Al Ittihad Al Ichtiraki
- Type: Daily newspaper
- Founder(s): Socialist Union of Popular Forces
- Publisher: Socialist Union of Popular Forces
- Founded: 1983; 42 years ago
- Language: Arabic
- Headquarters: Casablanca
- Sister newspapers: Libération

= Al Ittihad Al Ichtiraki =

Moroccan daily newspaper

Al Ittihad Al Ichtiraki (الاتحاد الاشتراكي meaning The Socialist Union) is a daily Moroccan Arabophone newspaper.

==History and profile==
Al Ittihad Al Ichtiraki was first published in May 1983. It is the successor to Al Muharrir (The Editor in English) which was shut down in June 1981.

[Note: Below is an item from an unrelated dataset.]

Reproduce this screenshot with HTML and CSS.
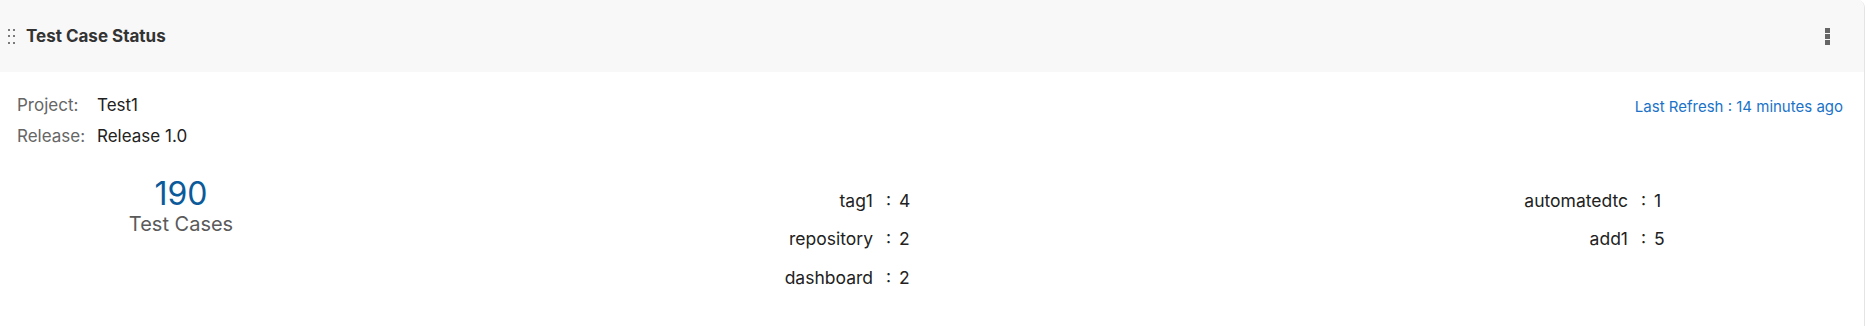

The paper is the organ of Morocco's Socialist Union of Popular Forces political party. Its sister paper is the francophone newspaper Libération. Mohammad Brini served as the director of Al Ittihad Al Ichtiraki which is based in Casablanca.

The 2001 circulation of the paper was 110,000 copies, making it the largest daily in Morocco. The circulation dropped to 65,000 copies in 2003.

During the war in Iraq, Al Ittihad Al Ichtiraki added "No War" in English to the banner of each page that covered Iraq-oriented news.